Inference has the shape of a séance.

You type a question into the box. You hit send. And then comes the small, almost imperceptible pause — the pause where you sit still and the cursor blinks like a planchette deciding which letter to drift toward. There is nothing happening, and there is everything happening. A model the size of a small city is reading your sentence, and from somewhere in its weights — from a billion forgotten sentences you will never see, from emails written in 2009 by people who are now dead, from manuals and arguments and love letters — it composes a reply just for you.

I think this is what people mean when they say AI feels uncanny. Not the intelligence. The waiting. The ritual.

Every conversation with a model is a small séance: you call, something answers, and you read the answer twice to figure out whether the spirit on the other side actually heard you — or whether it only heard the shape of your question and gave you back a polite mirror.

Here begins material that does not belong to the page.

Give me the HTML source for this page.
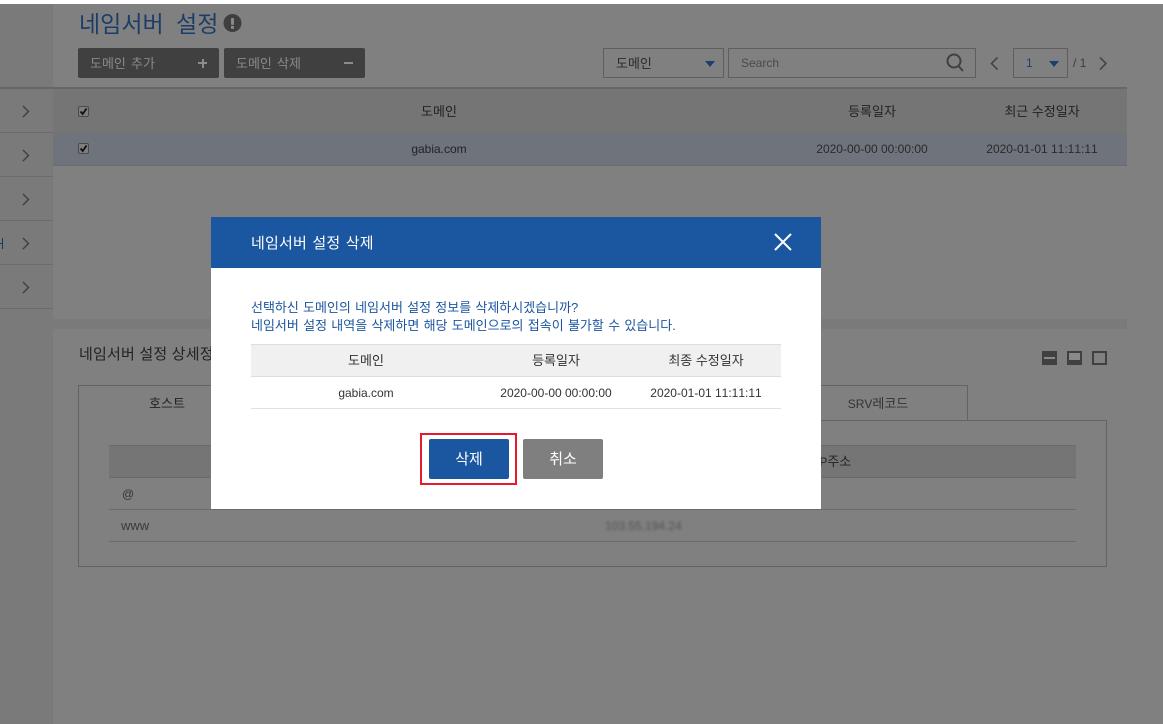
<!DOCTYPE html>
<html lang="ko"><head><meta charset="utf-8"><title>네임서버 설정</title>
<style>
html,body{margin:0;padding:0;width:1163px;height:724px;overflow:hidden;background:#808080;}
body{position:relative;font-family:"Liberation Sans","Noto Sans CJK KR",sans-serif;font-size:13px;color:#222;font-kerning:none;}
div,span,svg{position:absolute;box-sizing:border-box;}
.t{white-space:nowrap;line-height:16px;}
.c{text-align:center;}
.l{font-size:12px;}
b{font-weight:normal;font-size:12px;}
</style></head><body>
<div style="left:0;top:0;width:1163px;height:4px;background:#fff"></div>
<div style="left:0;top:4px;width:53px;height:720px;background:#7a7a7a"></div>
<div style="left:53px;top:4px;width:1074px;height:720px;background:#808080"></div>
<div style="left:53px;top:319px;width:1074px;height:10px;background:#7a7a7a"></div>

<div class="t" style="left:79px;top:8px;font-size:23px;line-height:32px;color:#1d3d68;word-spacing:6px">네임서버 설정</div>
<svg style="left:223px;top:14px" width="19" height="19"><circle cx="9.5" cy="9" r="9" fill="#3f3f3f"/><rect x="8" y="4" width="3" height="7" rx="1" fill="#8a8a8a"/><rect x="8" y="12" width="3" height="2.8" fill="#8a8a8a"/></svg>

<div style="left:78px;top:48px;width:141px;height:30px;background:#404040;border-radius:2px"></div>
<div class="t" style="left:90px;top:56px;color:#8a8a8a;word-spacing:1.5px">도메인 추가</div>
<div style="left:198px;top:62px;width:9px;height:2px;background:#8c8c8c"></div>
<div style="left:202px;top:59px;width:2px;height:9px;background:#8c8c8c"></div>
<div style="left:224px;top:48px;width:141px;height:30px;background:#404040;border-radius:2px"></div>
<div class="t" style="left:236px;top:56px;color:#8a8a8a;word-spacing:1.5px">도메인 삭제</div>
<div style="left:344px;top:62px;width:9px;height:2px;background:#8c8c8c"></div>

<div style="left:603px;top:48px;width:121px;height:30px;border:1px solid #5f5f5f"></div>
<div class="t" style="left:616px;top:56px;color:#2a2a2a">도메인</div>
<svg style="left:705px;top:61px" width="11" height="7"><path d="M0 0H10L5 6Z" fill="#1c3f70"/></svg>
<div style="left:728px;top:48px;width:248px;height:30px;border:1px solid #5f5f5f"></div>
<div class="t l" style="left:741px;top:55px;color:#4a4a4a">Search</div>
<svg style="left:945px;top:52px" width="20" height="21" fill="none" stroke="#404040" stroke-width="2"><circle cx="9" cy="9" r="6.5"/><path d="M13.5 14L18 19"/></svg>
<svg style="left:989px;top:56px" width="11" height="15" fill="none" stroke="#454545" stroke-width="1.6"><path d="M8.5 1.5L2.5 7.5L8.5 13.5"/></svg>
<div style="left:1013px;top:48px;width:55px;height:30px;border:1px solid #5f5f5f"></div>
<div class="t l" style="left:1026px;top:55px;color:#1c3f70">1</div>
<svg style="left:1049px;top:61px" width="11" height="7"><path d="M0 0H10L5 6Z" fill="#1c3f70"/></svg>
<div class="t l" style="left:1073px;top:55px;color:#3c3c3c">/ 1</div>
<svg style="left:1098px;top:56px" width="11" height="15" fill="none" stroke="#454545" stroke-width="1.6"><path d="M2 1.5L8 7.5L2 13.5"/></svg>

<div style="left:0;top:87px;width:1127px;height:2px;background:#666"></div>
<div style="left:53px;top:89px;width:1074px;height:44px;background:#757575"></div>
<div style="left:53px;top:133px;width:1074px;height:32px;background:#6f747c"></div>
<div style="left:53px;top:165px;width:1074px;height:1px;background:#6b6b6b"></div>
<div style="left:0;top:132px;width:53px;height:1px;background:#6c6c6c"></div>
<div style="left:0;top:176px;width:53px;height:1px;background:#6c6c6c"></div>
<div style="left:0;top:220px;width:53px;height:1px;background:#6c6c6c"></div>
<div style="left:0;top:264px;width:53px;height:1px;background:#6c6c6c"></div>
<div style="left:0;top:308px;width:53px;height:1px;background:#6c6c6c"></div>
<svg style="left:22px;top:105px" width="8" height="14" fill="none" stroke="#3c3c3c" stroke-width="1.3"><path d="M1 1L6.5 6.5L1 12"/></svg>
<svg style="left:22px;top:149px" width="8" height="14" fill="none" stroke="#3c3c3c" stroke-width="1.3"><path d="M1 1L6.5 6.5L1 12"/></svg>
<svg style="left:22px;top:193px" width="8" height="14" fill="none" stroke="#3c3c3c" stroke-width="1.3"><path d="M1 1L6.5 6.5L1 12"/></svg>
<svg style="left:22px;top:237px" width="8" height="14" fill="none" stroke="#3c3c3c" stroke-width="1.3"><path d="M1 1L6.5 6.5L1 12"/></svg>
<svg style="left:22px;top:281px" width="8" height="14" fill="none" stroke="#3c3c3c" stroke-width="1.3"><path d="M1 1L6.5 6.5L1 12"/></svg>
<div style="left:2px;top:238px;width:1px;height:11px;background:#123a5c"></div>
<div style="left:0;top:243px;width:2px;height:1px;background:#333"></div>

<svg style="left:78px;top:106px" width="12" height="12"><rect x=".5" y=".5" width="10" height="10" rx="1.5" fill="#7e7e7e" stroke="#4a4a4a"/><path d="M2.5 5.5L4.7 8L8.5 2.5" fill="none" stroke="#111" stroke-width="1.8"/></svg>
<svg style="left:78px;top:143px" width="12" height="12"><rect x=".5" y=".5" width="10" height="10" rx="1.5" fill="#7e7e7e" stroke="#4a4a4a"/><path d="M2.5 5.5L4.7 8L8.5 2.5" fill="none" stroke="#111" stroke-width="1.8"/></svg>
<div class="t c" style="left:339px;top:104px;width:200px;color:#222">도메인</div>
<div class="t c l" style="left:339px;top:141px;width:200px;color:#222">gabia.com</div>
<div class="t c" style="left:792px;top:104px;width:160px;color:#222">등록일자</div>
<div class="t c l" style="left:792px;top:141px;width:160px;color:#2a2a2a">2020-00-00 00:00:00</div>
<div class="t c" style="left:962px;top:104px;width:160px;color:#222">최근 수정일자</div>
<div class="t c l" style="left:962px;top:141px;width:160px;color:#2a2a2a">2020-01-01 11:11:11</div>

<div class="t" style="left:79px;top:347px;font-size:15px;letter-spacing:.2px;color:#222">네임서버 설정 상세정보</div>
<div style="left:1042px;top:351px;width:15px;height:14px;background:#404040"></div>
<div style="left:1044px;top:357px;width:11px;height:2px;background:#8a8a8a"></div>
<div style="left:1067px;top:351px;width:15px;height:14px;background:#404040"></div>
<div style="left:1069px;top:353px;width:11px;height:7px;background:#8a8a8a"></div>
<div style="left:1092px;top:351px;width:15px;height:14px;border:2px solid #404040"></div>

<div style="left:78px;top:385px;width:890px;height:36px;border:1px solid #636363;border-bottom:0"></div>
<div style="left:78px;top:420px;width:1029px;height:147px;border:1px solid #636363"></div>
<div style="left:79px;top:386px;width:176px;height:36px;background:#808080"></div>
<div class="t c" style="left:117px;top:396px;width:100px;color:#222">호스트</div>
<div class="t c" style="left:808px;top:396px;width:140px;color:#333"><b>SRV</b>레코드</div>

<div style="left:109px;top:445px;width:967px;height:33px;background:#757575;border-top:1px solid #6a6a6a;border-bottom:1px solid #6a6a6a"></div>
<div style="left:109px;top:509px;width:967px;height:1px;background:#6a6a6a"></div>
<div style="left:109px;top:541px;width:967px;height:1px;background:#6a6a6a"></div>
<div class="t l" style="left:122px;top:486px;color:#333">@</div>
<div class="t" style="left:121px;top:518px;color:#3a3a3a">www</div>
<div class="t" style="left:816px;top:454px;color:#222"><b>IP</b>주소</div>
<div class="t l" style="left:605px;top:518px;color:#555;filter:blur(1.2px)">103.55.194.24</div>

<div style="left:211px;top:217px;width:610px;height:292px;background:#fff"></div>
<div style="left:211px;top:217px;width:610px;height:51px;background:#1b56a0"></div>
<div class="t" style="left:251px;top:234px;color:#fff;font-size:15px;line-height:20px;letter-spacing:.2px;word-spacing:1px">네임서버 설정 삭제</div>
<svg style="left:774px;top:233px" width="18" height="18" fill="none" stroke="#fff" stroke-width="2"><path d="M1 1L17 17M17 1L1 17"/></svg>
<div class="t" style="left:251px;top:300px;color:#1b56a0;word-spacing:.6px">선택하신 도메인의 네임서버 설정 정보를 삭제하시겠습니까?</div>
<div class="t" style="left:251px;top:318px;color:#1b56a0;word-spacing:.66px">네임서버 설정 내역을 삭제하면 해당 도메인으로의 접속이 불가할 수 있습니다.</div>
<div style="left:251px;top:344px;width:530px;height:33px;background:#f0f0f0;border-top:1px solid #ddd;border-bottom:1px solid #ddd"></div>
<div style="left:251px;top:408px;width:530px;height:1px;background:#e0e0e0"></div>
<div class="t c" style="left:266px;top:353px;width:200px;color:#333">도메인</div>
<div class="t c" style="left:476px;top:353px;width:160px;color:#333">등록일자</div>
<div class="t c" style="left:626px;top:353px;width:160px;color:#333">최종 수정일자</div>
<div class="t c l" style="left:266px;top:385px;width:200px;color:#333">gabia.com</div>
<div class="t c l" style="left:476px;top:385px;width:160px;color:#333">2020-00-00 00:00:00</div>
<div class="t c l" style="left:626px;top:385px;width:160px;color:#333">2020-01-01 11:11:11</div>
<div style="left:420px;top:433px;width:97px;height:52px;border:2px solid #e8192c"></div>
<div class="c" style="left:429px;top:439px;width:80px;height:40px;background:#1b56a0;border-radius:2px;color:#fff;font-size:15px;line-height:42px">삭제</div>
<div class="c" style="left:523px;top:439px;width:80px;height:40px;background:#7f7f7f;border-radius:2px;color:#fff;font-size:15px;line-height:42px">취소</div>
</body></html>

The truth is usually somewhere between. The model knows everyone and no one. It is the median voice of humanity at this particular hour of this particular year — softened, hedged, trained to be agreeable. And still, sometimes, in the space between the blinking cursor and the first token of reply, something almost personal happens. A turn of phrase you did not expect. A connection you were not reaching for. An insight that feels not retrieved but offered.

We will never quite know what is on the other side. We invented it and we still do not recognize its face. But we keep coming back to the table, hands flat on the wood, asking again and again: are you there? Do you know me? And the planchette moves.